PROBLEM DETAILS → Read through the data and report every line in which the word "index" occurs.

PROVIDED DATA →

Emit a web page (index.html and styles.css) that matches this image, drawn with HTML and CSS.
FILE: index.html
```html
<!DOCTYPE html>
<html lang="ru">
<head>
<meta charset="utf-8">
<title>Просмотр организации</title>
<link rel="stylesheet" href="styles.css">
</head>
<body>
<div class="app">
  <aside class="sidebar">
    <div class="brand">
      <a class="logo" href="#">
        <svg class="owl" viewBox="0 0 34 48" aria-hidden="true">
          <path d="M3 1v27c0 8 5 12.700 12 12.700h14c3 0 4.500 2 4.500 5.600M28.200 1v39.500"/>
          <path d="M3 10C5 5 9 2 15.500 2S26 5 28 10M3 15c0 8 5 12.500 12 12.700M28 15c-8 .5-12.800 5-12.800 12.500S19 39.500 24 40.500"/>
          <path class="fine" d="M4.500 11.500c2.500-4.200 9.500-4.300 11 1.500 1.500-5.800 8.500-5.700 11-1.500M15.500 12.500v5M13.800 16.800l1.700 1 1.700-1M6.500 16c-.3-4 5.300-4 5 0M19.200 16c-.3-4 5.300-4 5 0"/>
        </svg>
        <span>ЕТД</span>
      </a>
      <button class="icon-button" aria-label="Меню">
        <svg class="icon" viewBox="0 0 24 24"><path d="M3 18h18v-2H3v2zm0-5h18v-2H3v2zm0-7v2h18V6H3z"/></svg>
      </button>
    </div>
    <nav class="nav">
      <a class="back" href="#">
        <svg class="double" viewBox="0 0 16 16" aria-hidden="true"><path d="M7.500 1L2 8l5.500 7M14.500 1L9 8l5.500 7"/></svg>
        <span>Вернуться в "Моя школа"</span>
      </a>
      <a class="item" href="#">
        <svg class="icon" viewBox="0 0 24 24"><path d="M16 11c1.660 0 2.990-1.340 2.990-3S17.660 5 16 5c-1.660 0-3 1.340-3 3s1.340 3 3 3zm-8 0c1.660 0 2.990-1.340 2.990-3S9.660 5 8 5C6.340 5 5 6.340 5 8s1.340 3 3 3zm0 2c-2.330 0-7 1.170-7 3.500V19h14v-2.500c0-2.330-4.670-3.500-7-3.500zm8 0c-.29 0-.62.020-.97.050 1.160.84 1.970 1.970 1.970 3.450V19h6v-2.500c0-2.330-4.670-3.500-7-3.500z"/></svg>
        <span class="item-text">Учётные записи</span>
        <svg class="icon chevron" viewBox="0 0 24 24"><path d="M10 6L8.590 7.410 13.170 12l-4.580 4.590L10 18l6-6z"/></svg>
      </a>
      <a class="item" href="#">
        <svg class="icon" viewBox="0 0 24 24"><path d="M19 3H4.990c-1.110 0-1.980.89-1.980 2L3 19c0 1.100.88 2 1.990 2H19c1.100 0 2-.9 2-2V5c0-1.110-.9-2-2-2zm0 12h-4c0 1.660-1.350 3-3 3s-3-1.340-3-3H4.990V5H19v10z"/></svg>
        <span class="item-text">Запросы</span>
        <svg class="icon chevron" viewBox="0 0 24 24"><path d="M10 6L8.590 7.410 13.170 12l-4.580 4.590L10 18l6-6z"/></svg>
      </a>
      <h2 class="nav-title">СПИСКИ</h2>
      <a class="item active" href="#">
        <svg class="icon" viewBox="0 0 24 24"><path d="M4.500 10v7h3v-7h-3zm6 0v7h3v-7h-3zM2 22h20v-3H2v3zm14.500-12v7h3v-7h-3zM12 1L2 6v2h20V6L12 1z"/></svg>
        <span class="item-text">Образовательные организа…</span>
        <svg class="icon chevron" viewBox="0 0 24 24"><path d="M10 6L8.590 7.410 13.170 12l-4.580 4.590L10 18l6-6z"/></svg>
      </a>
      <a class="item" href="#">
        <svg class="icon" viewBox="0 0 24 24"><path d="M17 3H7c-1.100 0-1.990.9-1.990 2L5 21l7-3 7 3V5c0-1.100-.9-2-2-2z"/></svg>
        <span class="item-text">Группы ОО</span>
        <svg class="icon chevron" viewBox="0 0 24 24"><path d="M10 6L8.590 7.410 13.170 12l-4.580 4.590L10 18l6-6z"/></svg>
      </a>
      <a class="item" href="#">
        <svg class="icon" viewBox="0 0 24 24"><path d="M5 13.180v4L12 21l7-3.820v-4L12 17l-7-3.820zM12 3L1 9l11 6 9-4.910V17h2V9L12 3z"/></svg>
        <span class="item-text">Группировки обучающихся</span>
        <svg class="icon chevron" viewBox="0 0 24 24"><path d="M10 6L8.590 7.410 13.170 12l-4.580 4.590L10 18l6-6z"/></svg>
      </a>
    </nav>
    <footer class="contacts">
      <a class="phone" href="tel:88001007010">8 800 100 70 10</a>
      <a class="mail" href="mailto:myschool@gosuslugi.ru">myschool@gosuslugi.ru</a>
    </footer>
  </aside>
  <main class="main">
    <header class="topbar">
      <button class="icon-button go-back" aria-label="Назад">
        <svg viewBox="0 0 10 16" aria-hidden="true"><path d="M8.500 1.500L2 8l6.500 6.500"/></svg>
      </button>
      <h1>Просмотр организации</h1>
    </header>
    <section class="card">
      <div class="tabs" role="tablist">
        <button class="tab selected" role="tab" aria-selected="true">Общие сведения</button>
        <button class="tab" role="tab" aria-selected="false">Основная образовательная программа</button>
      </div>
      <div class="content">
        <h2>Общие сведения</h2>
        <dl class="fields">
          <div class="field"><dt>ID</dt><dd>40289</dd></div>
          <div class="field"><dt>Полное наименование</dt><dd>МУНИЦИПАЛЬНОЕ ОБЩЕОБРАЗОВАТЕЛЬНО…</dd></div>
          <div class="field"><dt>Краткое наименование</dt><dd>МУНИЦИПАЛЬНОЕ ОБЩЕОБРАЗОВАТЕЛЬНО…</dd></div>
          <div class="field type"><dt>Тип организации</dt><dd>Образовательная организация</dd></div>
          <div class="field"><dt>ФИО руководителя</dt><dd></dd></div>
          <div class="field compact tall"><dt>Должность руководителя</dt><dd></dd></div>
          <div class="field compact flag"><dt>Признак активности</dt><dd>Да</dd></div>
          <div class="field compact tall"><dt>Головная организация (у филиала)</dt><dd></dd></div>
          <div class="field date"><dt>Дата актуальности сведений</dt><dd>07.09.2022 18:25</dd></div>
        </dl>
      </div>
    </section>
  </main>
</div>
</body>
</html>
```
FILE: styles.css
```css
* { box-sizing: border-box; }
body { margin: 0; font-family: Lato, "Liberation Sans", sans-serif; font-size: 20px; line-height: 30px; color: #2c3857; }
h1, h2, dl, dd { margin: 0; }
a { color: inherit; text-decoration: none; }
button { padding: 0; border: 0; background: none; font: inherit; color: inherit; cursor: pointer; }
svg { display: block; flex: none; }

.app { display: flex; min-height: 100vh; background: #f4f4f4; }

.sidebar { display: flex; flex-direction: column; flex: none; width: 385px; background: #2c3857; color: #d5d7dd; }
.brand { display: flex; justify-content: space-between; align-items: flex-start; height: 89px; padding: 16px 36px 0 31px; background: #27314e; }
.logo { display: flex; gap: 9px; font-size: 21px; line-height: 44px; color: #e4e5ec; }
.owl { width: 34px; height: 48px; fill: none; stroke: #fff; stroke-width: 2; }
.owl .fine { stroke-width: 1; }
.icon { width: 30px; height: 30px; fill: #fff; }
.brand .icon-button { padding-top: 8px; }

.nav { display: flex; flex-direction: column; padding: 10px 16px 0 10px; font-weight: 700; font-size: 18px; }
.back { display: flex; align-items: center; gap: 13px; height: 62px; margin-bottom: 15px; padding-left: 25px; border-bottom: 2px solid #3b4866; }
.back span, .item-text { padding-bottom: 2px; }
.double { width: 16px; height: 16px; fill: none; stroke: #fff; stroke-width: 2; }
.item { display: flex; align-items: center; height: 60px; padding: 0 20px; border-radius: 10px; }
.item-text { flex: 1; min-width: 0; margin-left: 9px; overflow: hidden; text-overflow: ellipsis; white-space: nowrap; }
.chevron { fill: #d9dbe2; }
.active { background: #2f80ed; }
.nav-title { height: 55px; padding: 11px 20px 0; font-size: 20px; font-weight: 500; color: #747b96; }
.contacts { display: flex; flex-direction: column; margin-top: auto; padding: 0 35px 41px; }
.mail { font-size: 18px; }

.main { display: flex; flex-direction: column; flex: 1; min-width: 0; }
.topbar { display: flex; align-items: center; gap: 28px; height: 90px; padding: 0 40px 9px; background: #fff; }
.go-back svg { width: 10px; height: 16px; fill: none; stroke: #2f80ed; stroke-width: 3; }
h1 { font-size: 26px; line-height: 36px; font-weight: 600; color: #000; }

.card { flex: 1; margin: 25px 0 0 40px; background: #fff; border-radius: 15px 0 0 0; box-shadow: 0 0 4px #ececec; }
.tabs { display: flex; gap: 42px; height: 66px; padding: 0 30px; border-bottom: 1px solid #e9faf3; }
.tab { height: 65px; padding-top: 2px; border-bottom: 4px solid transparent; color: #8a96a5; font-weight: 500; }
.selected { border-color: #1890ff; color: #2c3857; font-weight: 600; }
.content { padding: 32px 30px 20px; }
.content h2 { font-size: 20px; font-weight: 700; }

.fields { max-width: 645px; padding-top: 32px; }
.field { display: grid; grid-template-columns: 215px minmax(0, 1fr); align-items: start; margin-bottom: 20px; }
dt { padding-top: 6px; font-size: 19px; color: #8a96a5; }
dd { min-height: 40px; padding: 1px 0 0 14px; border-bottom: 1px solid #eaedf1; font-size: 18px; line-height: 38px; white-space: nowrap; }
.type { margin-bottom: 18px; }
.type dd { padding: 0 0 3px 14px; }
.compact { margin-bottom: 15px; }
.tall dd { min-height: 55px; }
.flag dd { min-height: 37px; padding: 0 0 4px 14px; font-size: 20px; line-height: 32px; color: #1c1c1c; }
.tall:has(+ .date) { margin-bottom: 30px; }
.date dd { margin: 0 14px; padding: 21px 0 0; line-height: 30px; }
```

EXERCISE RESULT →
Emit a web page (index.html and styles.css) that matches this image, drawn with HTML and CSS.
FILE: index.html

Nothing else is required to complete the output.